The good news is that the factors preventing Congress and the White House from agreeing on fast-track negotiating authority may be transitory:

* Ideological differences over how to deal with labor and environmental issues in fast-track legislation were heightened, first, by the unusually extreme partisanship that characterized US politics this year, and then by the start of the presidential campaign. Finding compromise on these issues should be easier after next November's elections.

* Mexico's year-long economic crisis, which erupted just two weeks after the summit, was an unexpected reversal. It reignited the contentious US debate over NAFTA and free trade generally - and NAFTA, Mexico, and, by extension, the rest of Latin America all became increasingly seen as political liabilities by members of both parties. The best guess is that the Mexican economy will have substantially recovered by the end of next year.

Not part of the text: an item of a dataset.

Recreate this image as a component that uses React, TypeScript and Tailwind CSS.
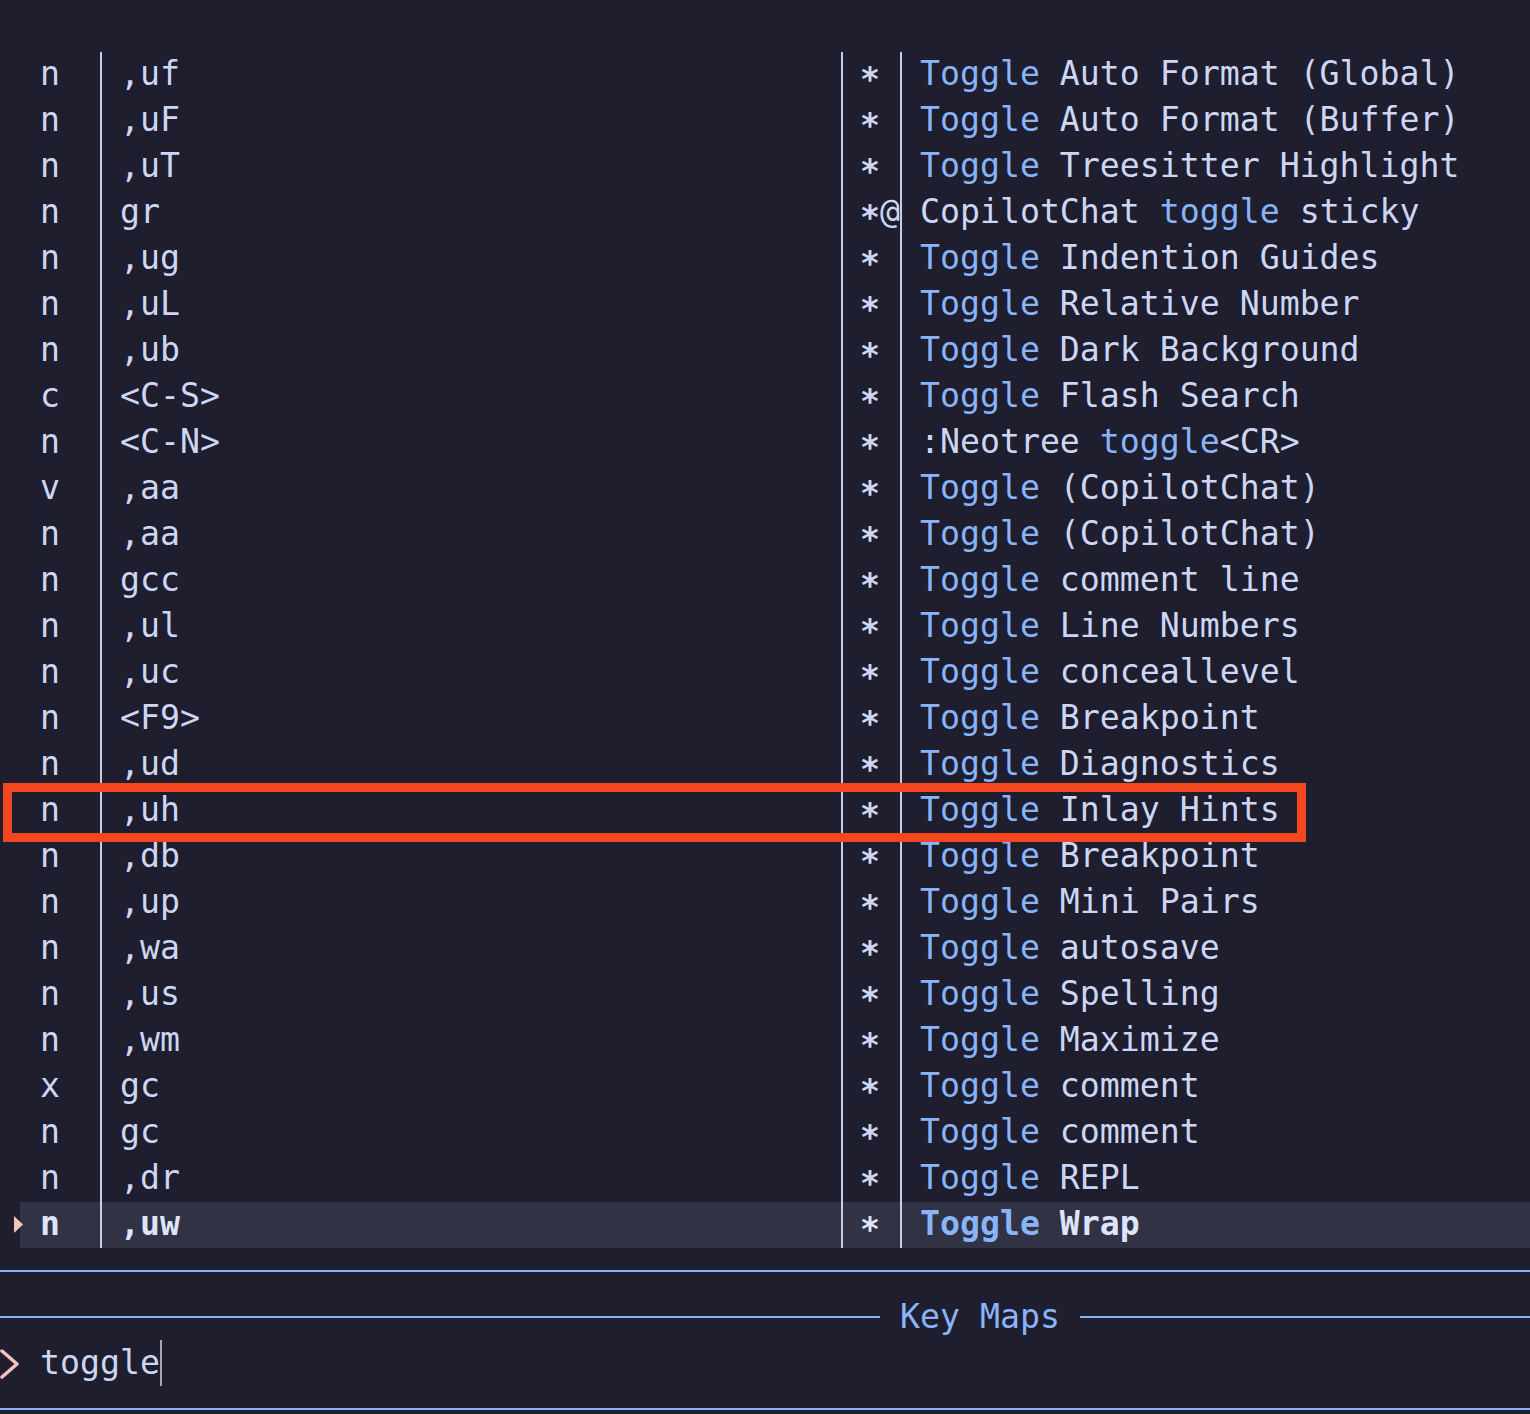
import React from 'react';

interface KeyMapRow {
  mode: string;
  lhs: string;
  flags: string;
  desc: string;
}

const rows: KeyMapRow[] = [
  { mode: 'n', lhs: ',uf', flags: '*', desc: 'Toggle Auto Format (Global)' },
  { mode: 'n', lhs: ',uF', flags: '*', desc: 'Toggle Auto Format (Buffer)' },
  { mode: 'n', lhs: ',uT', flags: '*', desc: 'Toggle Treesitter Highlight' },
  { mode: 'n', lhs: 'gr', flags: '*@', desc: 'CopilotChat toggle sticky' },
  { mode: 'n', lhs: ',ug', flags: '*', desc: 'Toggle Indention Guides' },
  { mode: 'n', lhs: ',uL', flags: '*', desc: 'Toggle Relative Number' },
  { mode: 'n', lhs: ',ub', flags: '*', desc: 'Toggle Dark Background' },
  { mode: 'c', lhs: '<C-S>', flags: '*', desc: 'Toggle Flash Search' },
  { mode: 'n', lhs: '<C-N>', flags: '*', desc: ':Neotree toggle<CR>' },
  { mode: 'v', lhs: ',aa', flags: '*', desc: 'Toggle (CopilotChat)' },
  { mode: 'n', lhs: ',aa', flags: '*', desc: 'Toggle (CopilotChat)' },
  { mode: 'n', lhs: 'gcc', flags: '*', desc: 'Toggle comment line' },
  { mode: 'n', lhs: ',ul', flags: '*', desc: 'Toggle Line Numbers' },
  { mode: 'n', lhs: ',uc', flags: '*', desc: 'Toggle conceallevel' },
  { mode: 'n', lhs: '<F9>', flags: '*', desc: 'Toggle Breakpoint' },
  { mode: 'n', lhs: ',ud', flags: '*', desc: 'Toggle Diagnostics' },
  { mode: 'n', lhs: ',uh', flags: '*', desc: 'Toggle Inlay Hints' },
  { mode: 'n', lhs: ',db', flags: '*', desc: 'Toggle Breakpoint' },
  { mode: 'n', lhs: ',up', flags: '*', desc: 'Toggle Mini Pairs' },
  { mode: 'n', lhs: ',wa', flags: '*', desc: 'Toggle autosave' },
  { mode: 'n', lhs: ',us', flags: '*', desc: 'Toggle Spelling' },
  { mode: 'n', lhs: ',wm', flags: '*', desc: 'Toggle Maximize' },
  { mode: 'x', lhs: 'gc', flags: '*', desc: 'Toggle comment' },
  { mode: 'n', lhs: 'gc', flags: '*', desc: 'Toggle comment' },
  { mode: 'n', lhs: ',dr', flags: '*', desc: 'Toggle REPL' },
  { mode: 'n', lhs: ',uw', flags: '*', desc: 'Toggle Wrap' },
];

const SELECTED = rows.length - 1;

// highlight the matched query inside the description
function Desc({ text }: { text: string }) {
  const parts = text.split(/(toggle)/i);
  return (
    <>
      {parts.map((part, i) =>
        /^toggle$/i.test(part) ? (
          <span key={i} className="text-[#89b4fa]">
            {part}
          </span>
        ) : (
          <span key={i}>{part}</span>
        )
      )}
    </>
  );
}

function Flags({ flags }: { flags: string }) {
  return (
    <>
      {flags.split('').map((ch, i) =>
        ch === '*' ? (
          <span key={i} className="relative top-[6px] font-bold">
            *
          </span>
        ) : (
          <span key={i}>{ch}</span>
        )
      )}
    </>
  );
}

function Row({ row, selected }: { row: KeyMapRow; selected: boolean }) {
  return (
    <div className="flex h-[46px] leading-[44px]">
      {/* Pointer cell */}
      <div className="relative w-[20px] shrink-0">
        {selected && (
          <svg
            className="absolute left-[14px] top-[14px] z-10"
            width="9"
            height="17"
            viewBox="0 0 9 17"
          >
            <path d="M0 0 L9 8.5 L0 17 Z" fill="#f5c2c2" />
          </svg>
        )}
      </div>

      <div
        className={`flex flex-1 whitespace-pre ${
          selected ? 'bg-[#313244] font-bold text-[#dde4fb]' : ''
        }`}
      >
        <div className="w-[20px] shrink-0" />
        <div className="w-[60px] shrink-0">{row.mode}</div>
        <div className="w-[20px] shrink-0 border-l-2 border-[#c3cbf0]" />
        <div className="w-[721px] shrink-0">{row.lhs}</div>
        <div className="w-[19px] shrink-0 border-l-2 border-[#c3cbf0]" />
        <div className="w-[40px] shrink-0">
          <Flags flags={row.flags} />
        </div>
        <div className="w-[20px] shrink-0 border-l-2 border-[#c3cbf0]" />
        <div className="flex-1">
          <Desc text={row.desc} />
        </div>
      </div>
    </div>
  );
}

export default function App() {
  return (
    <div className="relative h-[1414px] w-[1530px] overflow-hidden bg-[#1e1e2e] font-['DejaVu_Sans_Mono',monospace] text-[33.2px] text-[#cdd6f4]">
      {/* Results list */}
      <div className="pt-[52px]">
        {rows.map((row, i) => (
          <Row key={i} row={row} selected={i === SELECTED} />
        ))}
      </div>

      {/* List window bottom border */}
      <div className="flex h-[46px] items-center">
        <div className="h-[2px] w-full bg-[#89b4fa]" />
      </div>

      {/* Input window top border with title */}
      <div className="flex h-[46px] items-center leading-[44px]">
        <div className="h-[2px] w-[880px] bg-[#89b4fa]" />
        <div className="w-[200px] text-center whitespace-pre text-[#89b4fa]">Key Maps</div>
        <div className="h-[2px] flex-1 bg-[#89b4fa]" />
      </div>

      {/* Prompt */}
      <div className="flex h-[46px] items-center leading-[44px]">
        <div className="w-[40px] shrink-0">
          <svg width="20" height="32" viewBox="0 0 20 32" className="mt-[2px]">
            <polyline
              points="2,3 17,16 2,29"
              fill="none"
              stroke="#f5c2c2"
              strokeWidth="3.5"
              strokeLinecap="round"
              strokeLinejoin="round"
            />
          </svg>
        </div>
        <span>toggle</span>
        <span className="h-[46px] w-[2px] bg-[#a6a6b0]" />
      </div>

      {/* Input window bottom border */}
      <div className="flex h-[46px] items-center">
        <div className="h-[2px] w-full bg-[#89b4fa]" />
      </div>

      {/* Annotation box around the inlay hints row */}
      <div className="absolute left-[3px] top-[783px] h-[59px] w-[1303px] border-[9px] border-[#f4471f]" />
    </div>
  );
}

* At present, Chile is the only serious candidate for incorporation into an expanded NAFTA, or for any free-trade arrangement with the US. Although it is extraordinarily vibrant, the Chilean economy is small and distant. In the next year or so, other countries of the region should be able and willing to begin pursuing free-trade talks - including Brazil and Argentina, South America's two largest economies. This will create a far stronger and more active constituency within the US business community for free trade with Latin America.

Ideally, the president and Congress would find a way to compromise so fast track could be authorized soon and negotiations started with Chile. But that is not very likely before next year's presidential elections. In the interim, the Clinton administration could seek to improve bilateral trade relations in the region, while consistently reaffirming its commitment to the longer-term goal of free trade and broader economic cooperation.